Bierstadt’s painting of a silhouette of a pair of herons and trees with a twilit sky behind provides a glimpse of how this place looked before much of its water was diverted to irrigate the farm fields and orange groves of southern California and fuel the growth of Los Angeles. Owens Valley is still one of the most beautiful places on Earth, but it would be hard to recreate this scene, as many of these wetlands are now dry salt flats (see image). The position of the sun and the distant mountains suggests sunrise because Bierstadt does not depict the steep front of the Sierra Nevada, which defines the western side of the valley. Another interesting aspect to contemplate is that Bierstadt visited Owens Valley in summer 1872, just a few months after a major earthquake.

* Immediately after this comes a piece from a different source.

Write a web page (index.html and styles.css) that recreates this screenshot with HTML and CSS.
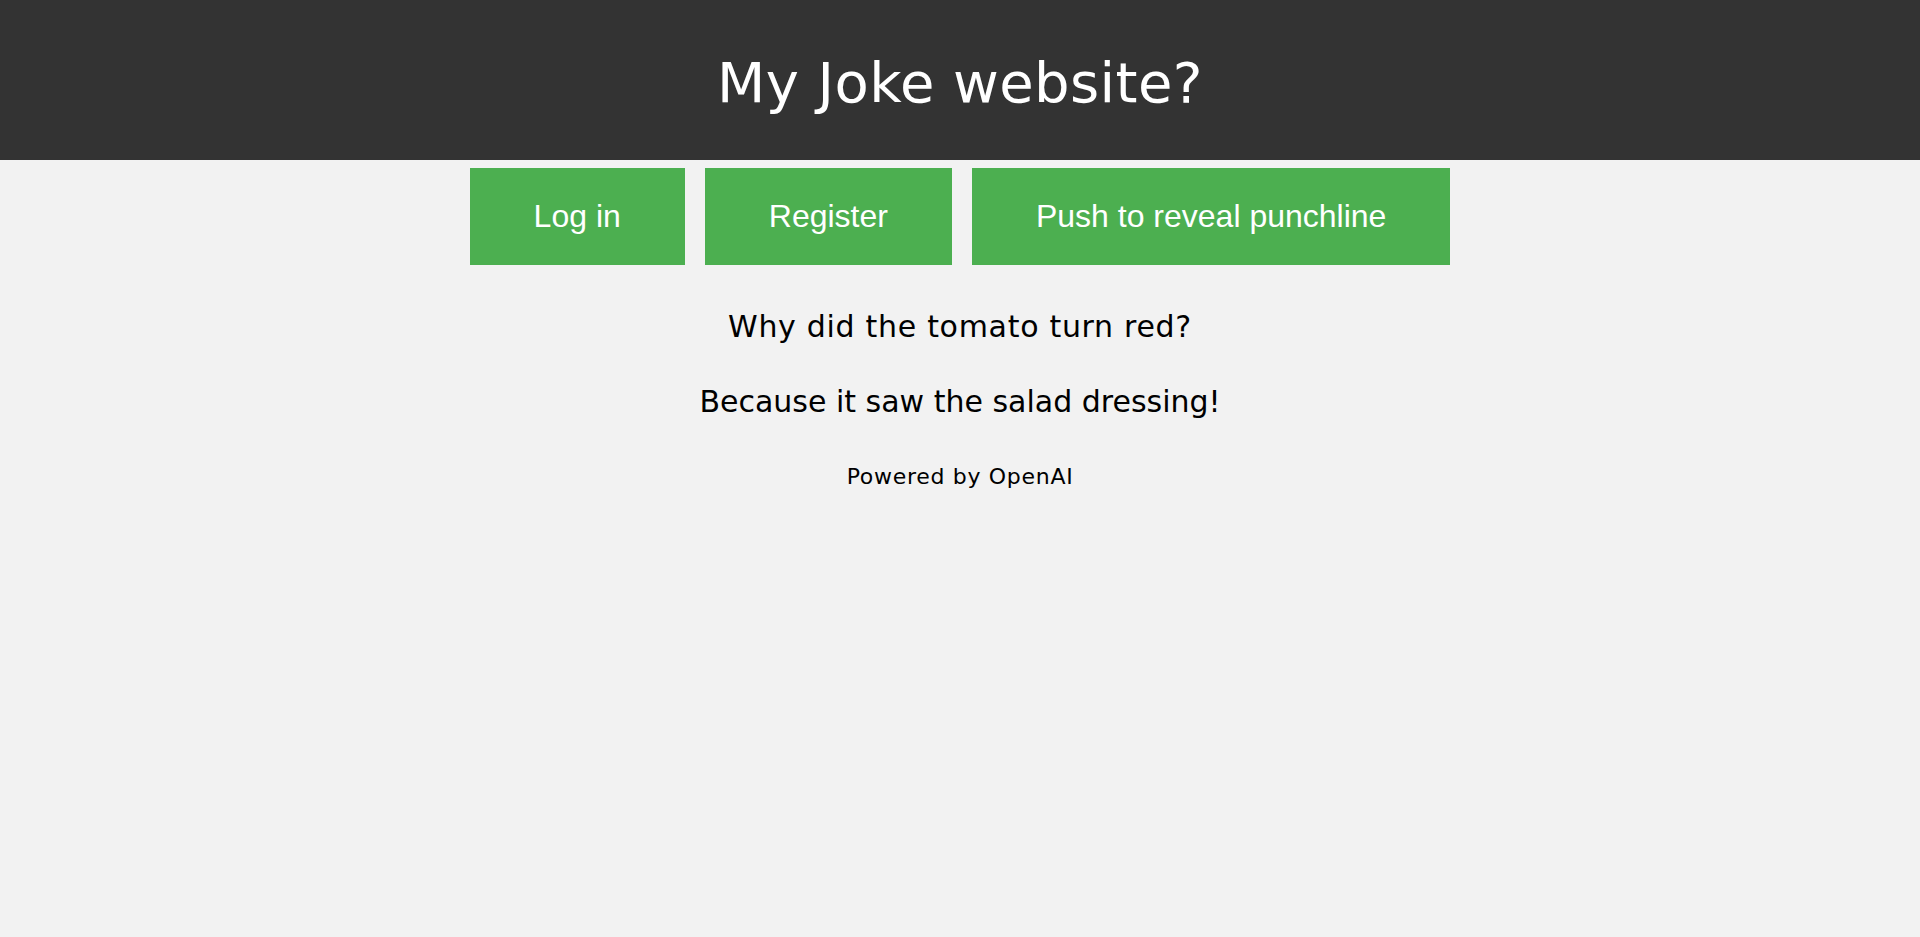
FILE: index.html
```html
<!DOCTYPE html>
<html lang="en">
<head>
<meta charset="utf-8">
<title>My Joke website?</title>
<link rel="stylesheet" href="styles.css">
</head>
<body>
<header class="site-header">
  <h1 class="site-title">My Joke website?</h1>
</header>
<nav class="actions">
  <button class="btn">Log in</button>
  <button class="btn">Register</button>
  <button class="btn">Push to reveal punchline</button>
</nav>
<main class="joke">
  <p class="joke-line setup">Why did the tomato turn red?</p>
  <p class="joke-line punchline">Because it saw the salad dressing!</p>
  <p class="credit">Powered by OpenAI</p>
</main>
</body>
</html>
```
FILE: styles.css
```css
html, body {
  margin: 0;
  padding: 0;
}
body {
  background: #f2f2f2;
  font-family: "DejaVu Sans", Lato, sans-serif;
  color: #000;
}
.site-header {
  background: #333333;
  height: 155px;
  padding-top: 5px;
  display: flex;
  align-items: center;
  justify-content: center;
}
.site-title {
  margin: 0;
  color: #fff;
  font-size: 56px;
  font-weight: 400;
  line-height: 56px;
  letter-spacing: 0.4px;
}
.actions {
  display: flex;
  justify-content: center;
  gap: 20px;
  margin-top: 8px;
}
.btn {
  background: #4caf50;
  color: #fff;
  border: none;
  font-family: "Liberation Sans", Arial, sans-serif;
  font-size: 32px;
  line-height: 37px;
  padding: 30px 64px;
  margin: 0;
  cursor: pointer;
}
.joke {
  text-align: center;
}
.joke-line {
  margin: 0;
  font-size: 30px;
  line-height: 36px;
}
.setup {
  margin-top: 44px;
  letter-spacing: 0.7px;
}
.punchline {
  margin-top: 39px;
}
.credit {
  margin: 44px 0 0;
  font-size: 22px;
  line-height: 26px;
  letter-spacing: 0.7px;
}
```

Evidence of this event can still be seen today, as ridges that show the Sierra Nevada pushed twenty feet up relative to the valley floor along the fault line. The painting does not provide obvious evidence of the earthquake, but Bierstadt must have seen the aftermath in both the sparsely populated settlements and the natural landscape.

Owens Like
Owens Lake in 2013 (photo: Kirk Siegler).